It is fortunate that the Government has decided to de-reserve 180 more industries from the SSI list.
Vikram S. Shriram
The Budget has had a mixed impact on various businesses in DSCL's portfolio.
While the thrust and focus on agriculture and rural development would help DSCL's Agri Businesses, the reduction in Customs Duties would adversely affect the Plastics & Chemicals Business.
Plastics & Chemicals
In the case of these businesses, the Customs Duty has been reduced and there would be a negative impact on profitability. In case of plastics, over the last two years, by a series of steps, the custom duty rates have been brought down from 25 per cent to 5 per cent. These rates are now lower than the `ASEAN' rates.
It is fortunate that the Government has decided to de-reserve 180 more industries from the SSI list. This should help in accelerating the demand, particularly for plastics.

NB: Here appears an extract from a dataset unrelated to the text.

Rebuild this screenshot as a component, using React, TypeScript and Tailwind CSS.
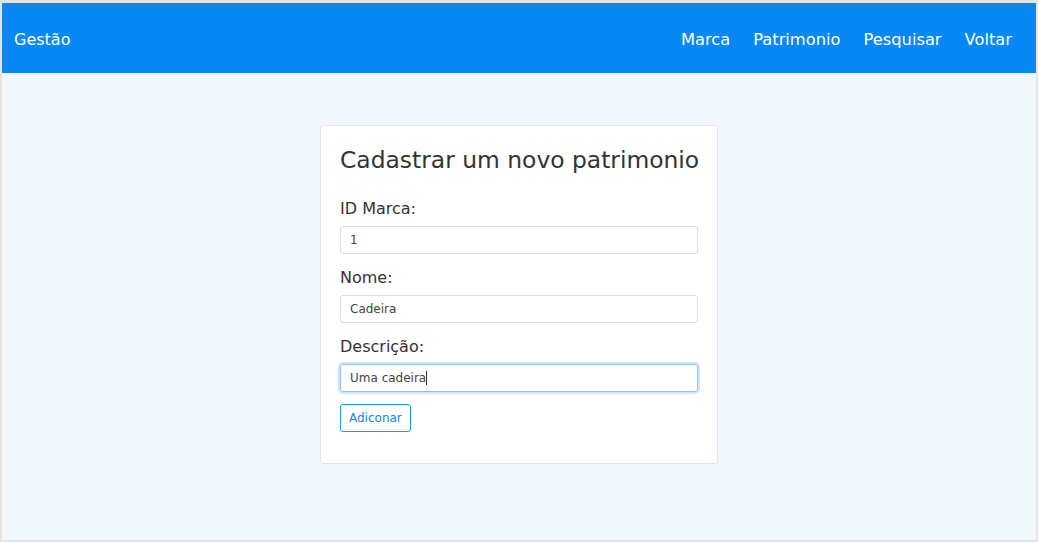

The Government has shown continued focus on rural development and agriculture, and this would be beneficial to DSCL's business interest. In particular, the special focus on providing credit to farmers at economical interest rates would help the Agri Trading Division and Haryali Kissan Bazar. The focus on irrigation and rural road development will help the sugar business in the medium to long term. In addition, there have been a number of concessions and incentives provided to food processing and allied industries, including the soft drinks industry.
There has been an announcement of further liberalisation regarding allotment of coal blocks for captive power plants. However, as the details of the policy have not been spelt out, it is not possible to assess what gains could accrue to the company.
As the Direct Tax rates have not been increased, the Budget is neutral regarding DSCL's income tax liability.
In the case of Fringe Benefit Tax, some changes have been made, particularly with respect to contribution towards superannuation fund, which will reduce the FBT liability.
The tax holiday for new Power Plants has been extended up to March 2010. This will provide relief to DSCL, as we plan to substantially increase cogeneration and sale of power from the Sugar division.